PRINCE What fear is this which startles in your ears?
CAPTAIN Sovereign, here lies the County Paris slain,
And Romeo dead, and Juliet, dead before,
Warm and new killed.
PRINCE Search, seek, and know how this foul murder comes.
CAPTAIN Here is a friar, and slaughtered Romeo’s man,
With instruments upon them, fit to open
These dead men’s tombs. (5.3.194-201)
So things start to come together, as the Prince takes charge and the Captain makes his report. What do the Capulets do, during this exchange? clutch each other, probably, and react to each of these shocks. Again, we have to remind ourselves just how secret all of this is: there has been nothing, hitherto, to connect Romeo and Juliet, or indeed Paris and Romeo, for anyone in the play except Romeo and Juliet themselves, the Nurse and the Friar. Paris didn’t know about Romeo, and Romeo barely knew about Paris. The Captain’s initial statement, Sovereign, here lies the County Paris slain, perhaps suggests that Paris is nearer to the tomb’s entrance than Juliet’s tomb (but: undue realism?) More importantly, he’s starting at the top: the Prince is in charge of Verona, and Paris is the only one here of noble birth.
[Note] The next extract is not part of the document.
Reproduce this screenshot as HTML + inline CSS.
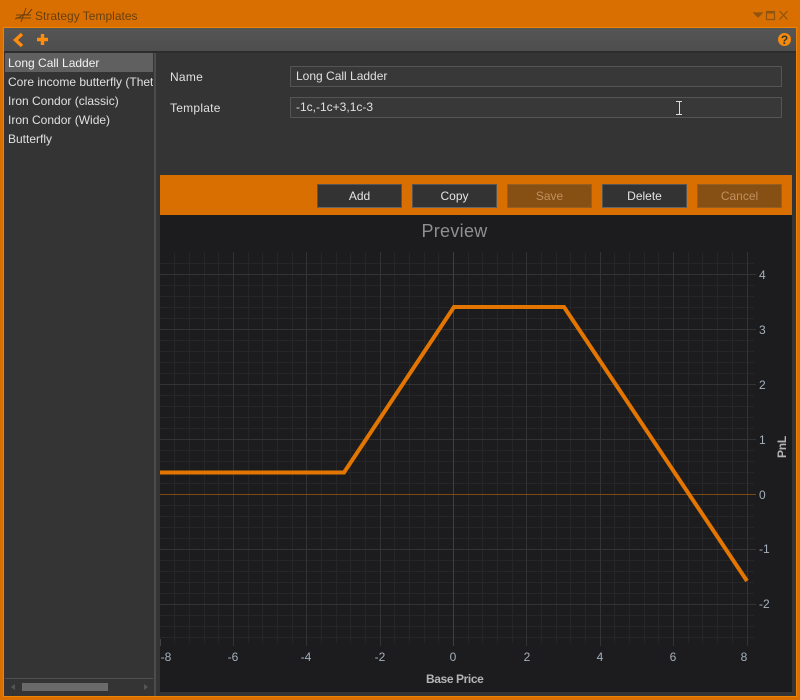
<!DOCTYPE html>
<html><head><meta charset="utf-8"><style>
html,body{margin:0;padding:0;background:#d96f00}
body{width:800px;height:700px;position:relative;overflow:hidden;font-family:"Liberation Sans",sans-serif;font-size:12px;color:#ddd}
div{position:absolute;box-sizing:border-box;white-space:nowrap}
.li{left:8px;width:145px;overflow:hidden;height:19px;line-height:19px;color:#e0e0e0}
.in{left:290px;width:492px;height:21px;background:#383838;border:1px solid #555;line-height:19px;padding-left:5px;color:#e0e0e0}
.lb{left:170px;letter-spacing:.25px;color:#e0e0e0;height:16px;line-height:16px}
.b{top:184px;width:85px;height:24px;background:#333;border:1px solid #555;border-bottom-color:#666;text-align:center;line-height:22px;color:#e4e4e4}
.d{background:#865014;border-color:#95601f;color:#c09060}
.x{color:#a4b0bc;font-size:12px;top:650px;width:30px;text-align:center;height:14px;line-height:14px}
.y{color:#a4b0bc;left:759px;height:14px;line-height:14px}
</style></head><body>
<div style="left:35px;top:8px;font-size:12px;color:#6a4010;line-height:16px">Strategy Templates</div>
<svg style="position:absolute;left:14px;top:6px" width="20" height="18" fill="none" stroke="#6a4010"><path d="M1 13L6 11 10 8 13 9 18 3M2 9H17M2 12H17M7 16L12 2"/></svg>
<svg style="position:absolute;left:750px;top:6px" width="48" height="16" fill="none" stroke="#8f5410" stroke-width="1.2"><path d="M4 7H12L8 11Z" fill="#8f5410"/><rect x="16.500" y="5.500" width="8" height="8"/><path d="M16.500 6.500H24.500" stroke-width="2"/><path d="M29.500 5L37.500 13.500M37.500 5L29.500 13.500"/></svg>

<div style="left:3px;top:27px;width:794px;height:670px;background:#343434;border:1px solid #f08300"></div>
<div style="left:4px;top:28px;width:792px;height:23px;background:linear-gradient(#555,#4e4e4e)"></div>
<div style="left:4px;top:51px;width:792px;height:2px;background:#2d2d2d"></div>
<svg style="position:absolute;left:10px;top:30px" width="40" height="20" fill="none" stroke="#ff8c0a" stroke-width="3.400"><path d="M12 4L5.500 10L12 16"/><path d="M32.500 4V15M27 9.500H38"/></svg>
<svg style="position:absolute;left:777px;top:32px" width="16" height="16"><circle cx="7.500" cy="7.500" r="6.500" fill="#f58a0c"/><text x="7.500" y="12" font-family="Liberation Sans" font-weight="bold" font-size="12" text-anchor="middle" fill="#333">?</text></svg>

<div style="left:5px;top:53px;width:148px;height:19px;background:#606060"></div>
<div class="li" style="top:54px;color:#f2f2f2">Long Call Ladder</div>
<div class="li" style="top:73px">Core income butterfly (Theta)</div>
<div class="li" style="top:92px">Iron Condor (classic)</div>
<div class="li" style="top:111px">Iron Condor (Wide)</div>
<div class="li" style="top:130px">Butterfly</div>
<div style="left:154px;top:53px;width:2px;height:643px;background:#4c4c4c"></div>
<div style="left:5px;top:678px;width:148px;height:1px;background:#505050"></div>
<div style="left:22px;top:683px;width:86px;height:8px;background:#6a6a6a"></div>
<svg style="position:absolute;left:10px;top:682px" width="140" height="10" fill="#555"><path d="M5 2V8L1 5ZM134 2V8L138 5Z"/></svg>

<div class="lb" style="top:69px">Name</div>
<div class="lb" style="top:100px">Template</div>
<div class="in" style="top:66px">Long Call Ladder</div>
<div class="in" style="top:97px">-1c,-1c+3,1c-3</div>

<div style="left:160px;top:175px;width:632px;height:40px;background:#d96f00"></div>
<div class="b" style="left:317px">Add</div>
<div class="b" style="left:412px">Copy</div>
<div class="b d" style="left:507px">Save</div>
<div class="b" style="left:602px">Delete</div>
<div class="b d" style="left:697px">Cancel</div>

<div style="left:160px;top:215px;width:632px;height:477px;background:#1c1c1e"></div>
<div style="left:160px;top:220px;width:589px;text-align:center;font-size:18px;line-height:22px;color:#8f8f8f;letter-spacing:.3px">Preview</div>

<svg style="position:absolute;left:0;top:0" width="800" height="700" fill="none" shape-rendering="crispEdges">
<path stroke="#262628" d="M174.500 252V643M189.500 252V643M204.500 252V643M218.500 252V643M248.500 252V643M262.500 252V643M277.500 252V643M292.500 252V643M321.500 252V643M336.500 252V643M350.500 252V643M365.500 252V643M394.500 252V643M409.500 252V643M424.500 252V643M438.500 252V643M468.500 252V643M482.500 252V643M497.500 252V643M512.500 252V643M541.500 252V643M556.500 252V643M570.500 252V643M585.500 252V643M614.500 252V643M629.500 252V643M644.500 252V643M658.500 252V643M688.500 252V643M702.500 252V643M717.500 252V643M732.500 252V643"/>
<path stroke="#262628" d="M160 263.500H754M160 285.500H754M160 296.500H754M160 307.500H754M160 318.500H754M160 340.500H754M160 351.500H754M160 362.500H754M160 373.500H754M160 395.500H754M160 406.500H754M160 417.500H754M160 428.500H754M160 450.500H754M160 461.500H754M160 472.500H754M160 483.500H754M160 505.500H754M160 516.500H754M160 527.500H754M160 538.500H754M160 560.500H754M160 571.500H754M160 582.500H754M160 593.500H754M160 615.500H754M160 626.500H754M160 637.500H754"/>
<path stroke="#333335" d="M233.500 252V646M306.500 252V646M380.500 252V646M526.500 252V646M600.500 252V646M673.500 252V646M747.500 252V646"/>
<path stroke="#333335" d="M160 274.500H756M160 329.500H756M160 384.500H756M160 439.500H756M160 549.500H756M160 604.500H756"/>
<path stroke="#5a3a14" d="M453.500 252V646"/>
<path stroke="#7a4a10" d="M160 494.500H756"/>
<path stroke="#444" d="M160.500 639V646"/>
</svg>
<svg style="position:absolute;left:0;top:0" width="800" height="700" fill="none"><path stroke="#e37600" stroke-width="4" stroke-linejoin="miter" d="M160 472.500H344L454 307H564L747 581"/>
<path stroke="#ddd" stroke-width="1" d="M676 101.500H682M676 114.500H682M679.500 102V114"/></svg>

<div class="x" style="left:151px">-8</div>
<div class="x" style="left:218px">-6</div>
<div class="x" style="left:291px">-4</div>
<div class="x" style="left:365px">-2</div>
<div class="x" style="left:438px">0</div>
<div class="x" style="left:512px">2</div>
<div class="x" style="left:585px">4</div>
<div class="x" style="left:658px">6</div>
<div class="x" style="left:729px">8</div>
<div class="y" style="top:268px">4</div>
<div class="y" style="top:323px">3</div>
<div class="y" style="top:378px">2</div>
<div class="y" style="top:433px">1</div>
<div class="y" style="top:488px">0</div>
<div class="y" style="top:542px">-1</div>
<div class="y" style="top:597px">-2</div>
<div style="left:426px;top:672px;font-weight:bold;font-size:12px;letter-spacing:-.4px;color:#b4b4b4;line-height:14px">Base Price</div>
<div style="left:775px;top:440px;width:14px;height:14px;font-weight:bold;font-size:12px;letter-spacing:-.2px;color:#b4b4b4;line-height:14px;transform:rotate(-90deg);display:flex;justify-content:center">PnL</div>
</body></html>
Like the previous evocation of the people running through the streets as the terrible news spreads, this is a reminder that this is a public tragedy too, that the shockwaves are already spreading throughout Verona. One of its most prominent nobles (we presume) is suddenly and violently dead. That’s part of the mystery, but there’s more. Why is Romeo here, dead? In the Capulet tomb? And Juliet, as the Captain so straightforwardly puts it, dead before, warm and new killed. It’s not surprising that the first assumption is murder, rather than suicide, and the Prince at first seems to think (like the Captain) that there might be a murderer at large. But the Captain is one step ahead; he has witnesses, he has his own suspicions, and he wants the Prince to interrogate Balthasar and the Friar.